True lock-free implementations use atomic compare-and-swap operations on the front and rear pointers. They’re significantly more complex—handling the ABA problem, memory ordering, and platform-specific atomics. Libraries like liblfds or Boost.Lockfree provide battle-tested implementations.

For single-producer, single-consumer scenarios (SPSC), lock-free is straightforward: the producer only modifies rear, the consumer only modifies front, and proper memory barriers ensure visibility.

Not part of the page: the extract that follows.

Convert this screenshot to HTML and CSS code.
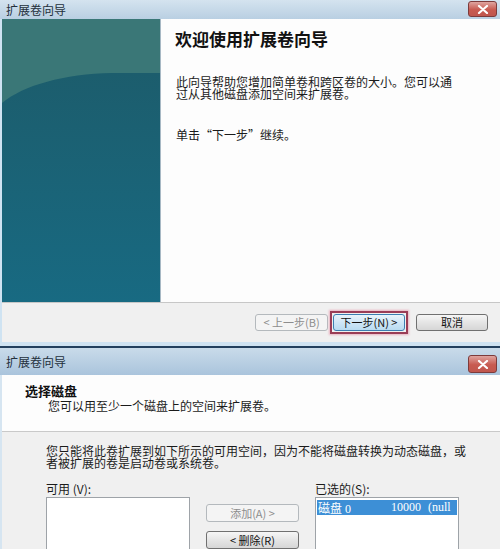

Performance and Trade-offs

Benefits:

O(1) everything: Enqueue, dequeue, peek, isEmpty, isFull—all constant time.
Zero allocation: After initialization, no memory operations occur. Predictable latency.
Cache-friendly: Sequential array access patterns. Data stays in cache lines.
Bounded memory: You know exactly how much memory you’re using.

Limitations:

Fixed size: You must know the maximum capacity upfront. Resizing requires allocating a new buffer and copying.
Resize is expensive: O(n) copy operation, and you need to handle the wrap-around correctly.
Wastes space if underutilized: If your queue rarely fills, you’re paying for unused capacity.

When to use alternatives:

Use a linked-list queue when size is unpredictable and you can tolerate allocation overhead. Use a dynamic array-based queue (like C++’s std::deque) when you need growth but want better cache performance than linked lists.

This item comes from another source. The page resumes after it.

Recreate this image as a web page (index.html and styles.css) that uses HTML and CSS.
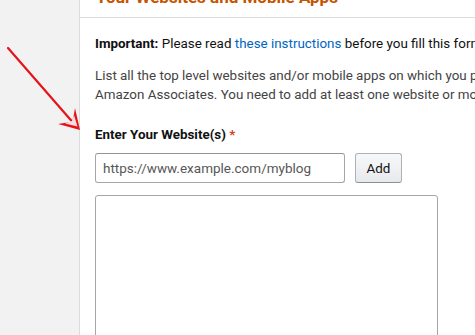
FILE: index.html
```html
<!DOCTYPE html>
<html>
<head>
<meta charset="utf-8">
<link rel="stylesheet" href="styles.css">
</head>
<body>
<div class="page">
  <div class="side"></div>
  <div class="card">
    <div class="card-head">Your Websites and Mobile Apps</div>
    <div class="card-body">
      <p class="important"><b>Important:</b> Please read <a href="#">these instructions</a> before you fill this form completely.</p>
      <p class="desc">List all the top level websites and/or mobile apps on which you plan to display ads from Amazon Associates. You need to add at least one website or mobile app.</p>
      <div class="label">Enter Your Website(s) <span class="req">*</span></div>
      <div class="row">
        <input class="url" type="text" placeholder="https://www.example.com/myblog">
        <button class="add">Add</button>
      </div>
      <div class="list"></div>
    </div>
  </div>
</div>
<svg class="arrow" width="100" height="140" viewBox="0 0 100 140">
  <line x1="8" y1="48" x2="76" y2="126" stroke="#e5141b" stroke-width="2.2" stroke-linecap="round"/>
  <path d="M80 130 L58 124 L64 123 L72 122 L74 114 L75 108 Z" fill="#e5141b"/>
  <path d="M77.5 126.5 L65 123.5 L72 121 L74 115 Z" fill="#fff" opacity="0.85"/>
</svg>
</body>
</html>
```
FILE: styles.css
```css
html, body {
  margin: 0;
  padding: 0;
  height: 100%;
  overflow: hidden;
}
body {
  background: #f2f2f2;
  font-family: Roboto, "Noto Sans", sans-serif;
  font-size: 13.4px;
  color: #111;
}
.page {
  display: flex;
  height: 100%;
}
.side {
  width: 79px;
  flex: none;
}
.card {
  flex: 1;
  background: #fff;
  border-left: 1px solid #dcdcdc;
  min-width: 500px;
}
.card-head {
  margin-top: -13px;
  padding: 0 16px 10px 16px;
  line-height: 20px;
  font-size: 17px;
  font-weight: bold;
  color: #c45500;
  border-bottom: 1px solid #dcdcdc;
  white-space: nowrap;
}
.card-body {
  padding: 16px 15px;
}
p {
  margin: 0;
  line-height: 19px;
  white-space: nowrap;
}
.important {
  color: #111;
}
.important b {
  font-weight: bold;
}
.important a {
  color: #0066c0;
  text-decoration: none;
}
.desc {
  margin-top: 13px;
  color: #444;
  white-space: normal;
  width: 525px;
}
.label {
  margin-top: 21px;
  line-height: 19px;
  font-weight: bold;
  color: #111;
}
.req {
  color: #d0421b;
}
.row {
  margin-top: 9px;
  display: flex;
  gap: 10px;
}
.url {
  box-sizing: border-box;
  width: 250px;
  height: 30px;
  border: 1px solid #a6a6a6;
  border-top-color: #949494;
  border-radius: 3px;
  padding: 0 7px;
  font-family: inherit;
  font-size: 13.5px;
  color: #111;
  outline: none;
}
.url::placeholder {
  color: #575757;
}
.add {
  box-sizing: border-box;
  width: 47px;
  height: 30px;
  border: 1px solid #adb1b8;
  border-bottom-color: #8d9096;
  border-radius: 3px;
  background: linear-gradient(#f7f8fa, #e7e9ec);
  font-family: inherit;
  font-size: 13.4px;
  color: #111;
  padding: 0;
}
.list {
  margin-top: 12px;
  box-sizing: border-box;
  width: 343px;
  height: 200px;
  border: 1px solid #a6a6a6;
  border-radius: 3px;
}
.arrow {
  position: absolute;
  left: 0;
  top: 0;
}
```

Use circular queues when you need predictable memory usage, real-time guarantees, or are implementing low-level system components. They’re the right choice for embedded systems, audio processing, network drivers, and any scenario where allocation during operation is unacceptable.

The ring buffer is a fundamental data structure that every systems programmer should understand deeply. Its simplicity—just an array with two pointers and modulo arithmetic—belies its power and ubiquity in production systems.